TASK OBJECTIVE =>
Would you pull out every line of the material that contains the string "styles"?

-----

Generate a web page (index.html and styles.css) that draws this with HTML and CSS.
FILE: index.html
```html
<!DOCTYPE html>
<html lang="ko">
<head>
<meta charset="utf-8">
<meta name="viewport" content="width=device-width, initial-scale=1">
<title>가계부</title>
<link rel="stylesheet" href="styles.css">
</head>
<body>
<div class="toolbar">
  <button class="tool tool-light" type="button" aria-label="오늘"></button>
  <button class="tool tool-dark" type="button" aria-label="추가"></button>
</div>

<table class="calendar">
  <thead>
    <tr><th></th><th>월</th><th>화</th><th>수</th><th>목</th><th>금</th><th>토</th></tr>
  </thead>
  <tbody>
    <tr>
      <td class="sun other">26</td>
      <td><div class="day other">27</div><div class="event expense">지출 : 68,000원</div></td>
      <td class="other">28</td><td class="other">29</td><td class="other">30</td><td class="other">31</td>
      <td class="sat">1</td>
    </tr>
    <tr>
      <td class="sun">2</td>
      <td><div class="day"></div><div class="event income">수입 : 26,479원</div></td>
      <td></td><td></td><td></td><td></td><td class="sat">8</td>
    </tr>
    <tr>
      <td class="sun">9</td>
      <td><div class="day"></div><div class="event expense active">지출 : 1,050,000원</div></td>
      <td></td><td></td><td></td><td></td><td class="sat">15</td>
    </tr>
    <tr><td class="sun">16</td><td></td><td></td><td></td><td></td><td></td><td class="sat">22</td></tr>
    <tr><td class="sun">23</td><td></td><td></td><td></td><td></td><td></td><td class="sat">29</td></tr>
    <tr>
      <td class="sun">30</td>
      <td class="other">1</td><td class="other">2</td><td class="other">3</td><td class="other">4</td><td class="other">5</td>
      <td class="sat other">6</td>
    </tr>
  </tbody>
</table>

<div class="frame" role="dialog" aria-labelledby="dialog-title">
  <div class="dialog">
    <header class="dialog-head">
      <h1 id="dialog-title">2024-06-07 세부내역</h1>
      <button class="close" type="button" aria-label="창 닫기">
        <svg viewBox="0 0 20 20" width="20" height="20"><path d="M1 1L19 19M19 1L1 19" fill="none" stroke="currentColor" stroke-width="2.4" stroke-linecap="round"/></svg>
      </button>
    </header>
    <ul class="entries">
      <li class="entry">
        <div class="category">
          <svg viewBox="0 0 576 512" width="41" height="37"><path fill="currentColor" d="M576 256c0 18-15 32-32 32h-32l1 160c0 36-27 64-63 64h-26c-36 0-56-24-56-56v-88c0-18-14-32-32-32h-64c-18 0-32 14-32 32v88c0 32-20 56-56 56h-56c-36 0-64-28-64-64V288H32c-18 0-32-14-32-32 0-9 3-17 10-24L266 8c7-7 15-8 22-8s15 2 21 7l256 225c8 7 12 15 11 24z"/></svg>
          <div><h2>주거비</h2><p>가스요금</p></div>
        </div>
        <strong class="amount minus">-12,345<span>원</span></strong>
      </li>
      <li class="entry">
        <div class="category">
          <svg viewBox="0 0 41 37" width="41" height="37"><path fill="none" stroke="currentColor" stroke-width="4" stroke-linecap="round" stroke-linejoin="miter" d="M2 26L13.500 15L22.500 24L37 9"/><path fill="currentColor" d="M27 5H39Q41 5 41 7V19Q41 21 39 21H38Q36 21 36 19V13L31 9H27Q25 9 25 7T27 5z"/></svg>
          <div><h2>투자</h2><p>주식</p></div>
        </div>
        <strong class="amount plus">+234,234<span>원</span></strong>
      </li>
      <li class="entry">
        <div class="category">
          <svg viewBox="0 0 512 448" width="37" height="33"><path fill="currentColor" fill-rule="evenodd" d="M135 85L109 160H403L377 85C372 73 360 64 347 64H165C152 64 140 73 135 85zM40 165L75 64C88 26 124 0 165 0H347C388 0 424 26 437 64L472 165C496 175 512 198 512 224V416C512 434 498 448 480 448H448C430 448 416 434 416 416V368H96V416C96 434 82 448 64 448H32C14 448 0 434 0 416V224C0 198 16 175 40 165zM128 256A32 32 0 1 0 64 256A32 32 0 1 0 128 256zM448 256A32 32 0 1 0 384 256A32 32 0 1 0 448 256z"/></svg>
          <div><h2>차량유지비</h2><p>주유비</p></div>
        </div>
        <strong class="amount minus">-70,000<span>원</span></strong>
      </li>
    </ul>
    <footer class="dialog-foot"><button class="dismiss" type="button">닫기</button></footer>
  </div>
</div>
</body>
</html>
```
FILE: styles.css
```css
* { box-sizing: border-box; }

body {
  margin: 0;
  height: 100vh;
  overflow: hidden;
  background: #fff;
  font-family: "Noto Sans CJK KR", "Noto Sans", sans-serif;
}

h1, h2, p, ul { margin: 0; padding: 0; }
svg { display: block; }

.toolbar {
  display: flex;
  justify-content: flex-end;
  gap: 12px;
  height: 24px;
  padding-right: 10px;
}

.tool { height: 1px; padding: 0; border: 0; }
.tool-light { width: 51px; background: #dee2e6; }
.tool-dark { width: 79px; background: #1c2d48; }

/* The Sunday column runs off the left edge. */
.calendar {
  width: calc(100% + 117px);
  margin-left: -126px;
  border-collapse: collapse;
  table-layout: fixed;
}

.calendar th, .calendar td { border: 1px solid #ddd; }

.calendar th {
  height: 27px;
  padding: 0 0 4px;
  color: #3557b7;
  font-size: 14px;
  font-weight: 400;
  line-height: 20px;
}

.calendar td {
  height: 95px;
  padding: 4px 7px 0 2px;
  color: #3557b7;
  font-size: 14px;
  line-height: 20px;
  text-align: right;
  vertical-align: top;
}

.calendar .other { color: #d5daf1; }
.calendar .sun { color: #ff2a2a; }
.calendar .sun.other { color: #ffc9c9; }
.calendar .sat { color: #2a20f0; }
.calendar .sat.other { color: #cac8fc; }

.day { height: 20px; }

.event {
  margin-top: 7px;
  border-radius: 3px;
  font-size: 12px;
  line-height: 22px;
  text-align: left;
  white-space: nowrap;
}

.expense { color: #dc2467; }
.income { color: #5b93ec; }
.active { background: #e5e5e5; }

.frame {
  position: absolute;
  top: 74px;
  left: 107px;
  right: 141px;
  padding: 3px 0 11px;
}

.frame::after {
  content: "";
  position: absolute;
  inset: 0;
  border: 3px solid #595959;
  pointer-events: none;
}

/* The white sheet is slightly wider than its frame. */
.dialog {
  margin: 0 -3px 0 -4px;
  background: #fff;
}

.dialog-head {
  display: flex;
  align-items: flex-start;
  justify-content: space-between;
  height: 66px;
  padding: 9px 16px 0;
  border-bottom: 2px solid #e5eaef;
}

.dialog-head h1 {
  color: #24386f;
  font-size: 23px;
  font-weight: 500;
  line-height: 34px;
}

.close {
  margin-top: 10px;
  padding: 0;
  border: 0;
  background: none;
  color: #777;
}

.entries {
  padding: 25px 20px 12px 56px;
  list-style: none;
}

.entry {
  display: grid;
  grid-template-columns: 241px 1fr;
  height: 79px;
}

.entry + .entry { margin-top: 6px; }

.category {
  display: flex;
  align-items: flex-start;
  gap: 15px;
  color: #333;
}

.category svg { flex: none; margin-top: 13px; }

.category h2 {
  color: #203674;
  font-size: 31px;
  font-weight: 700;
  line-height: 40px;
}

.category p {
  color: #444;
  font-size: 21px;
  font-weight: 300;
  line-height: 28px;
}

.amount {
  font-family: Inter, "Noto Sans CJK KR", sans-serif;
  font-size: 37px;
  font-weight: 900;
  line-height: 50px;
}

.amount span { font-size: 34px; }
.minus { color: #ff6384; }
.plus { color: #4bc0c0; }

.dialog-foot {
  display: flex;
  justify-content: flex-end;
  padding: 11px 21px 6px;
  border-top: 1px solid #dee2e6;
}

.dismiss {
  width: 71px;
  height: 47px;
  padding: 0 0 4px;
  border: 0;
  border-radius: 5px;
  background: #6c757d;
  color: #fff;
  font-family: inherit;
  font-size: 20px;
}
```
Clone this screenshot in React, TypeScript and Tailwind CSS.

-----

FINISHED EXERCISE =>
Generate a web page (index.html and styles.css) that draws this with HTML and CSS.
<link rel="stylesheet" href="styles.css">
FILE: styles.css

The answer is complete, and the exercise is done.